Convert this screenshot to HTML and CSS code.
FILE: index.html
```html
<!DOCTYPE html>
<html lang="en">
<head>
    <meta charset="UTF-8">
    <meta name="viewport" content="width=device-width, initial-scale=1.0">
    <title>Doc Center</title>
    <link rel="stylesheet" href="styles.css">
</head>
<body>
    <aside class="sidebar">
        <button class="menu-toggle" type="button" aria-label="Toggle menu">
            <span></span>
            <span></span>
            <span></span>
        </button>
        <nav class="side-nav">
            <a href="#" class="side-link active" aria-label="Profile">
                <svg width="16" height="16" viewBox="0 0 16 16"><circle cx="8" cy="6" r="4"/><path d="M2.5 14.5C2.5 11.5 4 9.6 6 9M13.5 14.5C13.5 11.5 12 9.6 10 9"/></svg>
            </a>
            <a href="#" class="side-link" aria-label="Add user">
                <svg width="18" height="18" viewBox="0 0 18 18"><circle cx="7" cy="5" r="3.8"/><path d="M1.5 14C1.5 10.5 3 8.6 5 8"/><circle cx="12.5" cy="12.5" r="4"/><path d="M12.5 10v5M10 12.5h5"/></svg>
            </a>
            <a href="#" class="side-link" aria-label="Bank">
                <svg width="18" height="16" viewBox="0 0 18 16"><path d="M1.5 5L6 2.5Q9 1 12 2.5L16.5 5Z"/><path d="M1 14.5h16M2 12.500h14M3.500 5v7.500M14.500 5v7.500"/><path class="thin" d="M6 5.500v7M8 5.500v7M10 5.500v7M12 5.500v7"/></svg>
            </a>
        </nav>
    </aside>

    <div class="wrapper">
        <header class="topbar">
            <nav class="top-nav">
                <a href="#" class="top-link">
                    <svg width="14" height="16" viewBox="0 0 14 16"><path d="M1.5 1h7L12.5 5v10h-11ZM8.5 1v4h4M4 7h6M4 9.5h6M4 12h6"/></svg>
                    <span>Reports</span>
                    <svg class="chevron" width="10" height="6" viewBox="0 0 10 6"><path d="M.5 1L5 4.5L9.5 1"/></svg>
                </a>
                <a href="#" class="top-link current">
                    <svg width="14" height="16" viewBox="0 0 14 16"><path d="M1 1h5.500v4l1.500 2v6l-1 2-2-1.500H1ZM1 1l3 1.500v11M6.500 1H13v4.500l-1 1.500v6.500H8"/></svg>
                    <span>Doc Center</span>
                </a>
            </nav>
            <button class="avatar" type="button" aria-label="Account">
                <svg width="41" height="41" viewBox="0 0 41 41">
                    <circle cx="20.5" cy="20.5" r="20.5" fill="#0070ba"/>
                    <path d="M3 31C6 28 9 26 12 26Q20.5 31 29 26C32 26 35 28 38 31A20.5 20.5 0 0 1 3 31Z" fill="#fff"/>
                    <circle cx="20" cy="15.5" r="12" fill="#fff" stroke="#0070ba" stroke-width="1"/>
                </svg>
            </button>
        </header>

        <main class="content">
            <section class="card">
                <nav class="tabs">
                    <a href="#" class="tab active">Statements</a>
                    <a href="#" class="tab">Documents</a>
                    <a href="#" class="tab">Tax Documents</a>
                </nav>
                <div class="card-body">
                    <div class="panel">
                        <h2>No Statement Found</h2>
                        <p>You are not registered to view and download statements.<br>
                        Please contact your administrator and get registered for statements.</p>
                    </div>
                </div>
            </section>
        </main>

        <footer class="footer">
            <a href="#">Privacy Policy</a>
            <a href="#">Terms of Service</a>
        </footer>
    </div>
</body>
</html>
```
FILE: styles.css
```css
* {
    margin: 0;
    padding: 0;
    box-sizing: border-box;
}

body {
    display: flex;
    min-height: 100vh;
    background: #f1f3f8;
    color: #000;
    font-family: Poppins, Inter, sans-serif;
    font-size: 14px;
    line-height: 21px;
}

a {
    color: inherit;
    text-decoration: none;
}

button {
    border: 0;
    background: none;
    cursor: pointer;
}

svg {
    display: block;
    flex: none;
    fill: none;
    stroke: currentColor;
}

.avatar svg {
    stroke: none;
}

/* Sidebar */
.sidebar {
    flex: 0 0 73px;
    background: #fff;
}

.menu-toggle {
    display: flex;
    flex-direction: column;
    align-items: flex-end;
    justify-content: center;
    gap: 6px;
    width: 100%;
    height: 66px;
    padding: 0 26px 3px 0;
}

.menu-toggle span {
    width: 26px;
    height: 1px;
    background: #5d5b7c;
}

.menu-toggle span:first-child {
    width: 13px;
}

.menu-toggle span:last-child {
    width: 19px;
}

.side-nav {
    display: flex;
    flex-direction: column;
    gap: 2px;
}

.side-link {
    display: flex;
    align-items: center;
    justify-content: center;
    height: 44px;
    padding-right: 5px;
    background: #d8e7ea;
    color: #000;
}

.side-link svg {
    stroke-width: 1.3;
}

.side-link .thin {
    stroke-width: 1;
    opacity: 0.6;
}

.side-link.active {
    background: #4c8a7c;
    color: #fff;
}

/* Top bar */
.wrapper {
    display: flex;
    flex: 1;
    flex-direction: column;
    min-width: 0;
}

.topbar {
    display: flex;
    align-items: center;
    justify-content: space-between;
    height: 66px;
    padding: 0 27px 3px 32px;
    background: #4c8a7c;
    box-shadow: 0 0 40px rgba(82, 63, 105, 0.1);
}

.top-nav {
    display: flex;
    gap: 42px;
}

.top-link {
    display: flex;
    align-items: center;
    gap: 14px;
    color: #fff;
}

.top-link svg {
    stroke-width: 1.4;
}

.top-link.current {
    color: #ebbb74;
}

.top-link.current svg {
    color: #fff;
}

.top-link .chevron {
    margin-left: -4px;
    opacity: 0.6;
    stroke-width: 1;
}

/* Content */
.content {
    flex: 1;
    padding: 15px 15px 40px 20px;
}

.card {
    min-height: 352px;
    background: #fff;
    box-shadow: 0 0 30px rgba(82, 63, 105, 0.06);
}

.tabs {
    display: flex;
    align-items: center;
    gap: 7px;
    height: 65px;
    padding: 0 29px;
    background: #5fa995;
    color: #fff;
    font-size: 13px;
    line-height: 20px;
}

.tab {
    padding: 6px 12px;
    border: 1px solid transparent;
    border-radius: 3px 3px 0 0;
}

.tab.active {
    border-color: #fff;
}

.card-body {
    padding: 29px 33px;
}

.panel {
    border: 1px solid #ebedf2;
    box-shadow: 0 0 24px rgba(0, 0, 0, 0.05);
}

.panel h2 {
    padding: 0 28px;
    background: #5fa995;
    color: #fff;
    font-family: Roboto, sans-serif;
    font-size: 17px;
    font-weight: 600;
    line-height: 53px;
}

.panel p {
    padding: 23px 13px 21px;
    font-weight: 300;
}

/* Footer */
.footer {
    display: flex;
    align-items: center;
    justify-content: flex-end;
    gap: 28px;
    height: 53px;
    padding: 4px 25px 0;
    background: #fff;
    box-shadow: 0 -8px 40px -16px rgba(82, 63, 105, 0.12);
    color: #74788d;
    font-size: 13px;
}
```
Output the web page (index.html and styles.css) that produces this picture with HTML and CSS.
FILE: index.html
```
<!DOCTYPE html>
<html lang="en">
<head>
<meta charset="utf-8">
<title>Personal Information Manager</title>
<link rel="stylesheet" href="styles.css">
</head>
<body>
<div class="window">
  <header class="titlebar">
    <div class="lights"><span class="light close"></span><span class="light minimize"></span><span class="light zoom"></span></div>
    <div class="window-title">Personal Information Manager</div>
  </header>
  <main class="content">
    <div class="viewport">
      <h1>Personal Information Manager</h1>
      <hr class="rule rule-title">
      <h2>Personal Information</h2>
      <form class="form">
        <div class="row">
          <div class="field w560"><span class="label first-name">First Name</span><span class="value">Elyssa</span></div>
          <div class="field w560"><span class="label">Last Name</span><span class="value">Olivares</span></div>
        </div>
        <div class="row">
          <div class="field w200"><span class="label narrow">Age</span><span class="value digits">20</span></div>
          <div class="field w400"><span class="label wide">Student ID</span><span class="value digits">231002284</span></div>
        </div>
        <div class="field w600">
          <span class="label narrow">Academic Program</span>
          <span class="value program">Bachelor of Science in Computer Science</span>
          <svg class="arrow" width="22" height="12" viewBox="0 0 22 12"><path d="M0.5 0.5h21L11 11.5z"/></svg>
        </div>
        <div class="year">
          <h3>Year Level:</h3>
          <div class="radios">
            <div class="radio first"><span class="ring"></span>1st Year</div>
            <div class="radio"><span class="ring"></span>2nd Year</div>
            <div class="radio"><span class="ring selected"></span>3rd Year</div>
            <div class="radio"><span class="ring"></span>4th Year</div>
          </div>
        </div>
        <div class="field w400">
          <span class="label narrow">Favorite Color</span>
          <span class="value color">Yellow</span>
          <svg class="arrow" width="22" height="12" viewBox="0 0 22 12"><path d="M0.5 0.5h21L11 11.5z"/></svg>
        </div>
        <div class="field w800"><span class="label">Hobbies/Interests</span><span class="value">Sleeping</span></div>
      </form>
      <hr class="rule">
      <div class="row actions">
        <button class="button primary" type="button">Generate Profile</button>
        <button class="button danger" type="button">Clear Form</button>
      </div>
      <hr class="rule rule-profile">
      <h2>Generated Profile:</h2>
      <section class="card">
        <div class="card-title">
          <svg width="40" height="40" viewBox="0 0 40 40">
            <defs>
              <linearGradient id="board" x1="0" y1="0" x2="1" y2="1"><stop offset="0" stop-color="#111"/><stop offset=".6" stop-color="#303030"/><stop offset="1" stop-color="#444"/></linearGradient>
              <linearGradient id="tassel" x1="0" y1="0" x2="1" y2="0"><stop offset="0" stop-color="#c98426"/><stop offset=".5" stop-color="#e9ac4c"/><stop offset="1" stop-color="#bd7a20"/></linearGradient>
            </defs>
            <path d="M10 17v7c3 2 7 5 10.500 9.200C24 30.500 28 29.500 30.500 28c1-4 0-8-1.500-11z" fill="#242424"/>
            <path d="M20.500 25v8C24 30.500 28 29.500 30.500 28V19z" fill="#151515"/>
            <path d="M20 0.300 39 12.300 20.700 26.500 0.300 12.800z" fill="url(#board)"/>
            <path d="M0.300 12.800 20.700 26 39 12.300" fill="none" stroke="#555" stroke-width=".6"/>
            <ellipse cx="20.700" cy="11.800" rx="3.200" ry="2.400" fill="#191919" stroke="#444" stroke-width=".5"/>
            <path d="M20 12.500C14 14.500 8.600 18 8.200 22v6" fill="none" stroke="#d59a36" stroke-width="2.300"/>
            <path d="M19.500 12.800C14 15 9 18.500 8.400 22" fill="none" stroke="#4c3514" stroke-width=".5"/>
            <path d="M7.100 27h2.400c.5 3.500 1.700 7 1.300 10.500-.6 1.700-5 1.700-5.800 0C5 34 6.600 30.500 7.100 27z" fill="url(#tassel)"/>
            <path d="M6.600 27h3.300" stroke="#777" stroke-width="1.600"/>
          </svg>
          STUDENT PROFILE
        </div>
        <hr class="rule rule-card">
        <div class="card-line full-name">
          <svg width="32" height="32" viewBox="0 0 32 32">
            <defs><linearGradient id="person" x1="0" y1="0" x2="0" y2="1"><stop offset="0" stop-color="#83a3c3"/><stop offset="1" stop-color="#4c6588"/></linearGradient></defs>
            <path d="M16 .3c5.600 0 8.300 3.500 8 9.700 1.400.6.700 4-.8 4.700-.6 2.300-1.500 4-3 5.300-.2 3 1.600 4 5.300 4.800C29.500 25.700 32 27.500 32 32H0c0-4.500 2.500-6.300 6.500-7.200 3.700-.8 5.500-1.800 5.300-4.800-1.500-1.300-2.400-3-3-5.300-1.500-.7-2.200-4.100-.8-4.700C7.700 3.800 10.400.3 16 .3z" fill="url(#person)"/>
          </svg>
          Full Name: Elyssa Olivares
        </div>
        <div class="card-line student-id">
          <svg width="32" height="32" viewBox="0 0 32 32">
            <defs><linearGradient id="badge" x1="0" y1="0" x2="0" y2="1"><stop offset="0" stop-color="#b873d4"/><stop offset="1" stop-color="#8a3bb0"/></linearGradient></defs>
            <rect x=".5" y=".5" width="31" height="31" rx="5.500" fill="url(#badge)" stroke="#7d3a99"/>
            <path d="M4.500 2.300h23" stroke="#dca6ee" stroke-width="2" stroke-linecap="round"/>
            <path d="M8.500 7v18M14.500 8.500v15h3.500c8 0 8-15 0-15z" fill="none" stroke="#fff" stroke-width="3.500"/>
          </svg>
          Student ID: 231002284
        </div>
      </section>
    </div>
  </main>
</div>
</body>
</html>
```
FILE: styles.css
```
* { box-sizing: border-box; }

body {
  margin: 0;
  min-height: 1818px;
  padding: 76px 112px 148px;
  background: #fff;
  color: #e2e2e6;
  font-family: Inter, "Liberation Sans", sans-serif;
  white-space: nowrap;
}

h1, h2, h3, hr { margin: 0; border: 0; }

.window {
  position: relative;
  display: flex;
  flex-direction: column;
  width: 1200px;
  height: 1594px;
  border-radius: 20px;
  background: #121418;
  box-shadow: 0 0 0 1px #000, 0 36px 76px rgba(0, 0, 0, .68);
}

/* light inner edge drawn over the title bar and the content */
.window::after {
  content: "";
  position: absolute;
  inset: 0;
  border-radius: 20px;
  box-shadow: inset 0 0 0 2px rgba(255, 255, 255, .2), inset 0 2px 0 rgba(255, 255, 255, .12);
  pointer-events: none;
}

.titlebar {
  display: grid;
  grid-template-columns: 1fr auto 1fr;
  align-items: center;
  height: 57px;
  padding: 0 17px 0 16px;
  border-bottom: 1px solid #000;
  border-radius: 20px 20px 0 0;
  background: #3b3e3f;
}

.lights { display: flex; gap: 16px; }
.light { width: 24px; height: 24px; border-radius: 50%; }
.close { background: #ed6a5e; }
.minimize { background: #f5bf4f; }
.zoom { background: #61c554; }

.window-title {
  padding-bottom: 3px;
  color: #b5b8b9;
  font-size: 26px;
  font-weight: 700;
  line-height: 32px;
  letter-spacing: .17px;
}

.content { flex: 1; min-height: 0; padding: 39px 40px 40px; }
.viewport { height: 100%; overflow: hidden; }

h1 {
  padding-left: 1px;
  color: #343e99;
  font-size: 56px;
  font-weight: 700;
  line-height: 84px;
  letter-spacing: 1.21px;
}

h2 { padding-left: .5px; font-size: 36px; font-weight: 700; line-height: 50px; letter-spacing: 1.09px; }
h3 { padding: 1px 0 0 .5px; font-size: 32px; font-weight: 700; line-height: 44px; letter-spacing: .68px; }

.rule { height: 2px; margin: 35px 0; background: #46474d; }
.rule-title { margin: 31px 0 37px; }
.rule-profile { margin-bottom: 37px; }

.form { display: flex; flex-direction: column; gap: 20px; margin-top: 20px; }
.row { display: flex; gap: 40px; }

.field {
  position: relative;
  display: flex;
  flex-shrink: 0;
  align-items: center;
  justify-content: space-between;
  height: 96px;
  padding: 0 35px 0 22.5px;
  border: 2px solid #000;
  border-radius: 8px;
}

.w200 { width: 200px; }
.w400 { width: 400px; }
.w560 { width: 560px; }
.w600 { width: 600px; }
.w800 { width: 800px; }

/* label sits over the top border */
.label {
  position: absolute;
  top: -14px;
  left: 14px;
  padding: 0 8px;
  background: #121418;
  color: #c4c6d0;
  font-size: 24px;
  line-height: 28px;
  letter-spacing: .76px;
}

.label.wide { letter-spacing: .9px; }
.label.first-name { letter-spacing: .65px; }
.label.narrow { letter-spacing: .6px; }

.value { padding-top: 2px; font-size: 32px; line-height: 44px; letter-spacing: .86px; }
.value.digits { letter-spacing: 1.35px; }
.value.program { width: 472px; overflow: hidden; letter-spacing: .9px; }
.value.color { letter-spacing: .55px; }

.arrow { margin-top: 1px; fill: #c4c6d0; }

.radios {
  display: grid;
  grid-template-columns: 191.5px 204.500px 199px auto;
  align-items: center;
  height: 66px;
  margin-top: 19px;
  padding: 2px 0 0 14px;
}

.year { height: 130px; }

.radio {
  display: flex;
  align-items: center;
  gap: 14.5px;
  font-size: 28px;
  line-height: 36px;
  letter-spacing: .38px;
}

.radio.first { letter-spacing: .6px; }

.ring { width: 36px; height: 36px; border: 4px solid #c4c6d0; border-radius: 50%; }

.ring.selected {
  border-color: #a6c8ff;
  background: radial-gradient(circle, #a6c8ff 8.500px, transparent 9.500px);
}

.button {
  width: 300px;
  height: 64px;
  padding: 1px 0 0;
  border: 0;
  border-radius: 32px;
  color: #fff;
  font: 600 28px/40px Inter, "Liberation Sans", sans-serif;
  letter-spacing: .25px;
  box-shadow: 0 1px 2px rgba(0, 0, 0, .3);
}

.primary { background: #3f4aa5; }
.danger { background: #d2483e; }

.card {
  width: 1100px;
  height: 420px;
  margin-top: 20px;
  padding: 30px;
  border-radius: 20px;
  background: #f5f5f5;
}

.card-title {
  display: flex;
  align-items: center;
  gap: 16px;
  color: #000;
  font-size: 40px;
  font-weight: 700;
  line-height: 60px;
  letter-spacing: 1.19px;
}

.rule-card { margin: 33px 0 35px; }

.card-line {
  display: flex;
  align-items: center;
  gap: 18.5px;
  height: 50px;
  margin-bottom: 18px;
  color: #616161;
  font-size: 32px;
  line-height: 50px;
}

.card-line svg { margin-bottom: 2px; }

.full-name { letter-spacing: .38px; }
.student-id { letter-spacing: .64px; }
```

* * * *

PROBLEM REQUIREMENTS:
State, as a bare number, how many lines of the listing hold the word "styles".

EXERCISE SOLUTION:
5